Scan the lines below for the word "code". Copy each line you find it in.

──────── Supplied data ────────

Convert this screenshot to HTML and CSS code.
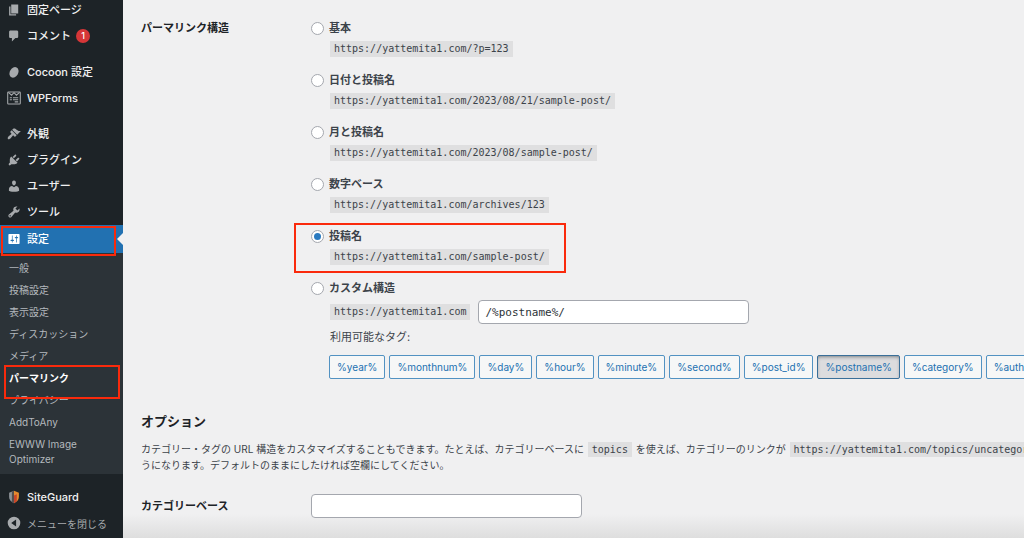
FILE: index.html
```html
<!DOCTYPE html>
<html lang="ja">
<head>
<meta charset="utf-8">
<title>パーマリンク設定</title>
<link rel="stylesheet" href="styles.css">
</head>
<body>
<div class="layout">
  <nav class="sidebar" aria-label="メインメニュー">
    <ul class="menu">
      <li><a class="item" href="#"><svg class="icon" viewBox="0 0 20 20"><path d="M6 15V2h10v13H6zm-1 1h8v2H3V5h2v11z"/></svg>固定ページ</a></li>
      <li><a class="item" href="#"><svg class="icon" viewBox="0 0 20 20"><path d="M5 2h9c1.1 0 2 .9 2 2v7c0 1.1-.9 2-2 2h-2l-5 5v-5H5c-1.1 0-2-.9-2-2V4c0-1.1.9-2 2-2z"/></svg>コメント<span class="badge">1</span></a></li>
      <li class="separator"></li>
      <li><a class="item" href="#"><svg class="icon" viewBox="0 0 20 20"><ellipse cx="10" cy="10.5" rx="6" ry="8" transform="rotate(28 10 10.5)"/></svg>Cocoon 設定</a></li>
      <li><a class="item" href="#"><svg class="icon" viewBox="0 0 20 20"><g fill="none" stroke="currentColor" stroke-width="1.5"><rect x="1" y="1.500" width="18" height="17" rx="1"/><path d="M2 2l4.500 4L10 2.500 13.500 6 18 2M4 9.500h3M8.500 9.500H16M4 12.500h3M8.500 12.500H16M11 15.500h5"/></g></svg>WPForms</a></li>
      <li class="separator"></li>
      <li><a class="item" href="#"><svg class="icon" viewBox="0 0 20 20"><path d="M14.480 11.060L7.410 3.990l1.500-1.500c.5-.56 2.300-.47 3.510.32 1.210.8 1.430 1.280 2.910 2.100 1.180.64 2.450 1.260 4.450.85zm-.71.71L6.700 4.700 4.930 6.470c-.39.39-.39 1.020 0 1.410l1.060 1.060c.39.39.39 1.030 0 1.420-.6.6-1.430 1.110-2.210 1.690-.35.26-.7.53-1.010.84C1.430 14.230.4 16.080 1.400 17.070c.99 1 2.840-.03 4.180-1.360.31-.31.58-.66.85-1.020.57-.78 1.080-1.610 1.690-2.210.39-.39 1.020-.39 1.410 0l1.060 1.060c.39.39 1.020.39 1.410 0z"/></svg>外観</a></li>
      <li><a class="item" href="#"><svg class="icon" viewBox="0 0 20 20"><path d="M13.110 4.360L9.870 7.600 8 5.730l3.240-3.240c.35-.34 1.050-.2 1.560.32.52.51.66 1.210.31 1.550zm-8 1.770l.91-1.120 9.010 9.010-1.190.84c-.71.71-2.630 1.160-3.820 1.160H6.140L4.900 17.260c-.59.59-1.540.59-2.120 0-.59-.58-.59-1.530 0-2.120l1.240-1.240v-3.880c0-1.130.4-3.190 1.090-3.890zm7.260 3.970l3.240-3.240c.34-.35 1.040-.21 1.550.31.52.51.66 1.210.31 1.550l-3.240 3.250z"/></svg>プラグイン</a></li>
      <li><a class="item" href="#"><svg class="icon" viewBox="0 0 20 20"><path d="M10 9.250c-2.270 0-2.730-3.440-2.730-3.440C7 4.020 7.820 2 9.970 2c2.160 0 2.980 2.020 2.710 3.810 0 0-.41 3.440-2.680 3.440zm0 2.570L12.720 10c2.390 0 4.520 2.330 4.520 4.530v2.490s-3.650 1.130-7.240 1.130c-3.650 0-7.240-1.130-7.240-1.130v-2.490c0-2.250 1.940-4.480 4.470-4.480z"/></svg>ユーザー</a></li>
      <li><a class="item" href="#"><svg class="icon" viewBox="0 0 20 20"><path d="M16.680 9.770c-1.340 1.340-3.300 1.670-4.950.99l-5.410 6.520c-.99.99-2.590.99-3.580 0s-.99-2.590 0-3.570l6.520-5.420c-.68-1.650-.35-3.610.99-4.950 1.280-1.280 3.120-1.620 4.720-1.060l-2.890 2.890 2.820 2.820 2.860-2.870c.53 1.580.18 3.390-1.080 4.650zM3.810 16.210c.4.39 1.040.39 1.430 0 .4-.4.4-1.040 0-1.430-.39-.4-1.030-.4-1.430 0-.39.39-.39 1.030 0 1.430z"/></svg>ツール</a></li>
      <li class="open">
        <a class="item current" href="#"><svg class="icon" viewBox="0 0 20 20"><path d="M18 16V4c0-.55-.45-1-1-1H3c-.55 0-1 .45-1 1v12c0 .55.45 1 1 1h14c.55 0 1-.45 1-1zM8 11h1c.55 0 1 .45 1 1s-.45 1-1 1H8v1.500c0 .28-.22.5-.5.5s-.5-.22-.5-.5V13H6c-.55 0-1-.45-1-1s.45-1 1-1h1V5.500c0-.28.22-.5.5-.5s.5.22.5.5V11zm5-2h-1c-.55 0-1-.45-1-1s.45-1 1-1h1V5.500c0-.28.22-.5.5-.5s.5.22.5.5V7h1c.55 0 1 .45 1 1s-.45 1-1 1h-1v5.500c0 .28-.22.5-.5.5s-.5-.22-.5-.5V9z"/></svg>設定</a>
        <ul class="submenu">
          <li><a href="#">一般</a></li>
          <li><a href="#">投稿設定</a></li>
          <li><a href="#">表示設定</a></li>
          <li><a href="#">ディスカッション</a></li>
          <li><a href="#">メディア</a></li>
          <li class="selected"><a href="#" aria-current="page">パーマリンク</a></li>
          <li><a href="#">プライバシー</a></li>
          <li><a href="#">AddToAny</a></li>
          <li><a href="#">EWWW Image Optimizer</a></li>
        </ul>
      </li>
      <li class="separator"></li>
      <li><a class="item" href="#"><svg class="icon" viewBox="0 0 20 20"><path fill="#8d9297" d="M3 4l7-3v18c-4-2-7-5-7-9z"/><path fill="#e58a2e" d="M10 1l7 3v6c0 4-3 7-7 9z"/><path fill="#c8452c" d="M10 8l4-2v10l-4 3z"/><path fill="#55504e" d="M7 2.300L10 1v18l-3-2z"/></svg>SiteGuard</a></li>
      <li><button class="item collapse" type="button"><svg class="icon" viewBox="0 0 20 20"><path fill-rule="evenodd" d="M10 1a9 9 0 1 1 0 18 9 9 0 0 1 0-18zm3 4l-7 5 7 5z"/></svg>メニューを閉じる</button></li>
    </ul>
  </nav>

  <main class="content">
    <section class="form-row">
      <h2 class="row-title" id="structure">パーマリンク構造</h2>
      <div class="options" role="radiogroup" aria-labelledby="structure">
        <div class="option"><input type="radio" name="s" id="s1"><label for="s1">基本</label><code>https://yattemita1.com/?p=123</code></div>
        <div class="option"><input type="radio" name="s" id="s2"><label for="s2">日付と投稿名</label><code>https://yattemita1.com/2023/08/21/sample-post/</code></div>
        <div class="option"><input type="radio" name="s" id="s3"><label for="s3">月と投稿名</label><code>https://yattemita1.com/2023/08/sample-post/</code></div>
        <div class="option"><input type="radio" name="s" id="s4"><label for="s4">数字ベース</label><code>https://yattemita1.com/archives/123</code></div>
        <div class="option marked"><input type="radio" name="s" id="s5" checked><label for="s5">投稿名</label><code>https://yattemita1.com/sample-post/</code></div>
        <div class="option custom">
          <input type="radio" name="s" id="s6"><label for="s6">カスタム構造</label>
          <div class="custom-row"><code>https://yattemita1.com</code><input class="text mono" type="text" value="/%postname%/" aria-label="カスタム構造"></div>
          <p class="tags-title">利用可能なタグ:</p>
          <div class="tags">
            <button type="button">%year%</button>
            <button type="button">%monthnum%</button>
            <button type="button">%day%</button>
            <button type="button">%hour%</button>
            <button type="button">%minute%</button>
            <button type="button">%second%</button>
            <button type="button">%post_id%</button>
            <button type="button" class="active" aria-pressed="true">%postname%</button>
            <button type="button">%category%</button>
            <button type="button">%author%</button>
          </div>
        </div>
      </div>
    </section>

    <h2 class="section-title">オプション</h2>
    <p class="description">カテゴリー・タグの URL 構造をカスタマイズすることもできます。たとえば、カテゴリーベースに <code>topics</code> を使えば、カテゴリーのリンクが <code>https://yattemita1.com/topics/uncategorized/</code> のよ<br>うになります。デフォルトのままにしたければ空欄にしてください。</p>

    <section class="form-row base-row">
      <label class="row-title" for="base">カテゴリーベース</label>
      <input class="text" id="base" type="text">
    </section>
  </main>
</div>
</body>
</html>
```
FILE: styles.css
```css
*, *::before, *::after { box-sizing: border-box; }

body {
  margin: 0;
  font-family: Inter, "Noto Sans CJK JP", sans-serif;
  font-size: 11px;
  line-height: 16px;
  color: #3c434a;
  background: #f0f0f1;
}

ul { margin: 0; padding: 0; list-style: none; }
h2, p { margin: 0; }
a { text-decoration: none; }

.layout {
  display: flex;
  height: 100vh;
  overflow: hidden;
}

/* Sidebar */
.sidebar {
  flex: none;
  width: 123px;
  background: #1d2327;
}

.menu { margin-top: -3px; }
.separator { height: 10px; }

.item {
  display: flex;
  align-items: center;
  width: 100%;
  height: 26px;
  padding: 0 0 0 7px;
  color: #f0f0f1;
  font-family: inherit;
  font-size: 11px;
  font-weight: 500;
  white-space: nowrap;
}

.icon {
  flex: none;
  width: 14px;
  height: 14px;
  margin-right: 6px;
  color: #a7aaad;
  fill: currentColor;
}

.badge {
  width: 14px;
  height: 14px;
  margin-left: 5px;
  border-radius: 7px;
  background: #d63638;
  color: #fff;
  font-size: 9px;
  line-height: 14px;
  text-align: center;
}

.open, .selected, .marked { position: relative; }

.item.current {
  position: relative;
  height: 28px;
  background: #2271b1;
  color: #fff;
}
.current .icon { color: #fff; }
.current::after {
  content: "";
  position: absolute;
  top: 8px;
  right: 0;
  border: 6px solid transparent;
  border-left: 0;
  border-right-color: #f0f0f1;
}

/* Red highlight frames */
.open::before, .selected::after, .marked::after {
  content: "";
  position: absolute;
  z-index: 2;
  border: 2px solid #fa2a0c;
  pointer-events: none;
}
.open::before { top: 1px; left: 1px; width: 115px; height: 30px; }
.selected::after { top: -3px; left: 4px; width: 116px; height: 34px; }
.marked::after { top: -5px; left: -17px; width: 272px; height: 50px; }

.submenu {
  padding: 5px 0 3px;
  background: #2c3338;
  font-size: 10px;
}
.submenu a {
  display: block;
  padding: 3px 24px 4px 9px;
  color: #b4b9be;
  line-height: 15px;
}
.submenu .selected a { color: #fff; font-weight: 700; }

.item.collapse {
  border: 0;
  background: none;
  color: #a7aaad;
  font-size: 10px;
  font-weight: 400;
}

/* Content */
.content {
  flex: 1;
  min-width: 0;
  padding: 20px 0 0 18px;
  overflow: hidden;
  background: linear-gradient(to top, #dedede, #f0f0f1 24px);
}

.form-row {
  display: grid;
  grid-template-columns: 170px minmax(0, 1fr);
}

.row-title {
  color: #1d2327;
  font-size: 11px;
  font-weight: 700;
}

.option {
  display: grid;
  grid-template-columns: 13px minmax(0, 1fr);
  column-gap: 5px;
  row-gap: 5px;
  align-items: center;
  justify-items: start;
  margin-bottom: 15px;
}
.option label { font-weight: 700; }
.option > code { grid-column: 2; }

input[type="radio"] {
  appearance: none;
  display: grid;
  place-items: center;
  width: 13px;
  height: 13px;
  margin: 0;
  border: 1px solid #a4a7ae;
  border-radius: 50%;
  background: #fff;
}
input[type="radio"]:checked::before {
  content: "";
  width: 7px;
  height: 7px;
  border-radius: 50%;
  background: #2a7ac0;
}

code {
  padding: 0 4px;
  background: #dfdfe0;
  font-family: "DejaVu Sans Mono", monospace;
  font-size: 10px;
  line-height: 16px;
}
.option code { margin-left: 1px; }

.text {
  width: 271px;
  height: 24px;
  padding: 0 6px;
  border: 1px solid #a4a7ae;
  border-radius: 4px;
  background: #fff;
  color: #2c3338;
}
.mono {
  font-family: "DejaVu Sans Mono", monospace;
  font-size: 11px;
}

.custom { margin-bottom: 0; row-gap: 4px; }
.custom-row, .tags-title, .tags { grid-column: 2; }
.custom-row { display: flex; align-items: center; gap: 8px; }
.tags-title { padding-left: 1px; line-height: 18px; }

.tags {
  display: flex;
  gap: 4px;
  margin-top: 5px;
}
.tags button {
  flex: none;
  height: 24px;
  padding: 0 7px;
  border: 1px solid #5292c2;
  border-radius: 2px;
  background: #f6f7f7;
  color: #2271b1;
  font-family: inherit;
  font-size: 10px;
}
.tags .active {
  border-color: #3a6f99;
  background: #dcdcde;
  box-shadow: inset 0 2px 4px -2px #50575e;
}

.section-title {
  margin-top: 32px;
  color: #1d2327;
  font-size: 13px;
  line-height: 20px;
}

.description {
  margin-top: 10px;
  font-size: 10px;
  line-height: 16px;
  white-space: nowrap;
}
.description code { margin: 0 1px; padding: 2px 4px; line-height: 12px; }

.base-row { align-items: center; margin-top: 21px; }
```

────────
──────── Supplied data ────────

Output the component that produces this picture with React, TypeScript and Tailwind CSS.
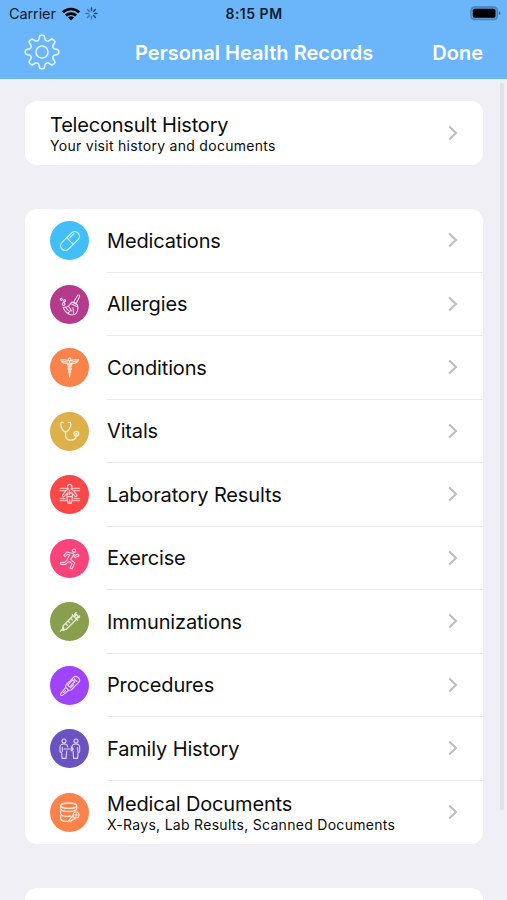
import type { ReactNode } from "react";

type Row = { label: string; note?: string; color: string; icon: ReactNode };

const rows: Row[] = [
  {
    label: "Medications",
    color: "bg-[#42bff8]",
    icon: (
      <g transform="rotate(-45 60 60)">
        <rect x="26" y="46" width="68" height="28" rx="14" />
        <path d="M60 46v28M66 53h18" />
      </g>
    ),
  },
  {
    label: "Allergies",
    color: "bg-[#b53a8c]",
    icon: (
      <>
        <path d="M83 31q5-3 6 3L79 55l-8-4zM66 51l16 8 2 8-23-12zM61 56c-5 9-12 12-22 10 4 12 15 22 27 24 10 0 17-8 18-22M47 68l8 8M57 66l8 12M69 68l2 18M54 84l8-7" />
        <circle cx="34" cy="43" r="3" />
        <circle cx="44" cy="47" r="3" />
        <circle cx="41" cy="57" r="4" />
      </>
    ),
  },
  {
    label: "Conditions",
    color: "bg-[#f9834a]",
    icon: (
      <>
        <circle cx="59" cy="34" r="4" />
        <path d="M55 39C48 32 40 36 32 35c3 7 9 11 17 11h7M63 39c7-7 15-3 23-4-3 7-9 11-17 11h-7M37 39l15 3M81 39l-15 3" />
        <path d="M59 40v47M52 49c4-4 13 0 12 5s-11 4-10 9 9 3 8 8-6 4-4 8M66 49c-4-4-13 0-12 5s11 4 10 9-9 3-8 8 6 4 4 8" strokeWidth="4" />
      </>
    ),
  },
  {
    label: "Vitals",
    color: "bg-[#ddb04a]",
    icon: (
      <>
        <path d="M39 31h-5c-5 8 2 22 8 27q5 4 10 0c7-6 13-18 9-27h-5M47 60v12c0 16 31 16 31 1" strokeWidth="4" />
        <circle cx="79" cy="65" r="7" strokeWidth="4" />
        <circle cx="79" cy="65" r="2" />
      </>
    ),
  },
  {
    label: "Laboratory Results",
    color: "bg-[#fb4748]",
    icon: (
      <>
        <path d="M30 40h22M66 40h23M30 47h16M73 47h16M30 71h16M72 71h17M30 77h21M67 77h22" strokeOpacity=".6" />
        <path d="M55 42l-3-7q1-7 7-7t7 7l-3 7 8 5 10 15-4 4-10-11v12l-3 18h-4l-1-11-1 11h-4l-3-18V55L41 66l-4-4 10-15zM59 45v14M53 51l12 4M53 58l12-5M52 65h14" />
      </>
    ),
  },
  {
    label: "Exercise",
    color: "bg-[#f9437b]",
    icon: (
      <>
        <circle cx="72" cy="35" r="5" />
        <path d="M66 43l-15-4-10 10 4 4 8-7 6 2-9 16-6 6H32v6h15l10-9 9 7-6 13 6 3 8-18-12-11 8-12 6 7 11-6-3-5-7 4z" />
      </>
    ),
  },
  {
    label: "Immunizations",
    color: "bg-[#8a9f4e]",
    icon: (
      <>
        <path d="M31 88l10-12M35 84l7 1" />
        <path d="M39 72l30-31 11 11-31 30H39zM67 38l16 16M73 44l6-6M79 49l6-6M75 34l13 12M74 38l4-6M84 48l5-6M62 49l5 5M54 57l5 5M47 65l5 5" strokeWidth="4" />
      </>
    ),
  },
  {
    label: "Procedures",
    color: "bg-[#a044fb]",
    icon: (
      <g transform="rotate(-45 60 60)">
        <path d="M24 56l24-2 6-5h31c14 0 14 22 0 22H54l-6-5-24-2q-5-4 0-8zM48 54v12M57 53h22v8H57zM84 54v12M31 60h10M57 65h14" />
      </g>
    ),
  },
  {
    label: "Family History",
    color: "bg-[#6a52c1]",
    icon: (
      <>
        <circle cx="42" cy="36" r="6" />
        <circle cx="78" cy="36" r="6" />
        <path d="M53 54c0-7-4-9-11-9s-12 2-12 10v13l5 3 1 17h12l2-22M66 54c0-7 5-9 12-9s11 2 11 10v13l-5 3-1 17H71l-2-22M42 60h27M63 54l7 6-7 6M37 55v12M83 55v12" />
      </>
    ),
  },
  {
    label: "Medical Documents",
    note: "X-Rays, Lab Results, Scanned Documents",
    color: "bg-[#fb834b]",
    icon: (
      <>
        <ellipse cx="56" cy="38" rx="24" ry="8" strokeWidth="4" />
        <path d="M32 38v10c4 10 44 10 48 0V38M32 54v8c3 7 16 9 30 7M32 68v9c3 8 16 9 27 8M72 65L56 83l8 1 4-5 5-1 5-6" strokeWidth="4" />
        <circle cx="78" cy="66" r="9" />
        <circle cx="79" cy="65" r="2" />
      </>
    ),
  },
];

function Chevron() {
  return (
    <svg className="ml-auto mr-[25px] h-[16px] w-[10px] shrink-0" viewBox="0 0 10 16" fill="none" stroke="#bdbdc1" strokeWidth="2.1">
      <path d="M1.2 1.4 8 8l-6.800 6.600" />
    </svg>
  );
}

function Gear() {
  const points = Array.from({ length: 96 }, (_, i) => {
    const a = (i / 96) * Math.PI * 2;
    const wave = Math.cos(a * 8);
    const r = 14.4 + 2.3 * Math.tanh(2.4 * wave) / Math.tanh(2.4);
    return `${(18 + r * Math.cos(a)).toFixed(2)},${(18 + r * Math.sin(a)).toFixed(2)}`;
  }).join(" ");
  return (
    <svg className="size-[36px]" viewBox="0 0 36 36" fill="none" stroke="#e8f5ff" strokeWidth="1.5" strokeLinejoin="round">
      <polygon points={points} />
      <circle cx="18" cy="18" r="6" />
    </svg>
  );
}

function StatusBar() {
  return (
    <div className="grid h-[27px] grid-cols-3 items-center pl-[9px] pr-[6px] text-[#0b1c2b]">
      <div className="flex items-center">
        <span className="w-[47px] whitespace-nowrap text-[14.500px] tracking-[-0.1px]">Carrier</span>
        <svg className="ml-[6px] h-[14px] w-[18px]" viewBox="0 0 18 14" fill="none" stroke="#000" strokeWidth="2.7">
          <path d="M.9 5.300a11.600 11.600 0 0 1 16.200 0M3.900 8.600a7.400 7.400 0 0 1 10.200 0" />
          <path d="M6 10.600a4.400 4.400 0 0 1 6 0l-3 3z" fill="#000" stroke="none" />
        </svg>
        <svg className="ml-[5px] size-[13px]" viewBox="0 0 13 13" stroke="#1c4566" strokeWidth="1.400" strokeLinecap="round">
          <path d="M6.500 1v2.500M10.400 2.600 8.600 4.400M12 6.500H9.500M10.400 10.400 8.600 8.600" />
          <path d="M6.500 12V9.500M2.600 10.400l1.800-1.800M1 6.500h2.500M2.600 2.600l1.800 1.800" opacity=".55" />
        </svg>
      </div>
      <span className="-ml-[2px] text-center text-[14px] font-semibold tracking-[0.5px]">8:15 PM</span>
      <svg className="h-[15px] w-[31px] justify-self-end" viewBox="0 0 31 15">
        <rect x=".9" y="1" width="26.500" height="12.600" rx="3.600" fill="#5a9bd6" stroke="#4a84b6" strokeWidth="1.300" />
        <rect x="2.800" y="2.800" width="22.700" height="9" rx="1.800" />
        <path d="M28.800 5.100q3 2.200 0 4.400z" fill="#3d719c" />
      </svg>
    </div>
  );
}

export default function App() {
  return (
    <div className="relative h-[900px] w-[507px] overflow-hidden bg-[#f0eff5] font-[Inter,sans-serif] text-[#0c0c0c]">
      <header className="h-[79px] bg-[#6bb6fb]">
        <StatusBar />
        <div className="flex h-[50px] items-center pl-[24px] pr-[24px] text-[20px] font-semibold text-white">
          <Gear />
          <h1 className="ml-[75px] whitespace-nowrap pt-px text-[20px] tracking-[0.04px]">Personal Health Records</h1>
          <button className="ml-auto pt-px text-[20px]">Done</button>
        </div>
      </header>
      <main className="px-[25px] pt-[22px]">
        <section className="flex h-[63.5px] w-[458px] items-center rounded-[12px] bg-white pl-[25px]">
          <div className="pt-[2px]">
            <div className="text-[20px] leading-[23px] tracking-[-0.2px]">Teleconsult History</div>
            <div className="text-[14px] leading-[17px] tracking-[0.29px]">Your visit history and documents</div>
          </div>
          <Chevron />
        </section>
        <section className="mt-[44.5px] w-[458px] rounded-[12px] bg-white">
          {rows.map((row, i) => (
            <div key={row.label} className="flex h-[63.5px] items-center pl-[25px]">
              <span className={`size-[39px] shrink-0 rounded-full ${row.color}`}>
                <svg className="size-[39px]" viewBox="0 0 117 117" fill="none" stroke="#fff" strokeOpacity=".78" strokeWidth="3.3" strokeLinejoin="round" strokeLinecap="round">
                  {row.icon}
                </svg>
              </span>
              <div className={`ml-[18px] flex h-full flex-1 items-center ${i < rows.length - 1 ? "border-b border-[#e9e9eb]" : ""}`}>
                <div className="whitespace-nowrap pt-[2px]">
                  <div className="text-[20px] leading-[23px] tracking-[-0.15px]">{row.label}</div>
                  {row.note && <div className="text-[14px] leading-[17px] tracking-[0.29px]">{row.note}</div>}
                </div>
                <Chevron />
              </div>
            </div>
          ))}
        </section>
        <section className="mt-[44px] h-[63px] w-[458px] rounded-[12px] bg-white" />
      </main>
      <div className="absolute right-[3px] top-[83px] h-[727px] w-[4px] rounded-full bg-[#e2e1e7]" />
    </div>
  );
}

────────

__Correct output__
Convert this screenshot to HTML and CSS code.
        <div class="option"><input type="radio" name="s" id="s1"><label for="s1">基本</label><code>https://yattemita1.com/?p=123</code></div>
        <div class="option"><input type="radio" name="s" id="s2"><label for="s2">日付と投稿名</label><code>https://yattemita1.com/2023/08/21/sample-post/</code></div>
        <div class="option"><input type="radio" name="s" id="s3"><label for="s3">月と投稿名</label><code>https://yattemita1.com/2023/08/sample-post/</code></div>
        <div class="option"><input type="radio" name="s" id="s4"><label for="s4">数字ベース</label><code>https://yattemita1.com/archives/123</code></div>
        <div class="option marked"><input type="radio" name="s" id="s5" checked><label for="s5">投稿名</label><code>https://yattemita1.com/sample-post/</code></div>
          <div class="custom-row"><code>https://yattemita1.com</code><input class="text mono" type="text" value="/%postname%/" aria-label="カスタム構造"></div>
    <p class="description">カテゴリー・タグの URL 構造をカスタマイズすることもできます。たとえば、カテゴリーベースに <code>topics</code> を使えば、カテゴリーのリンクが <code>https://yattemita1.com/topics/uncategorized/</code> のよ<br>うになります。デフォルトのままにしたければ空欄にしてください。</p>
.option > code { grid-column: 2; }
code {
.option code { margin-left: 1px; }
.description code { margin: 0 1px; padding: 2px 4px; line-height: 12px; }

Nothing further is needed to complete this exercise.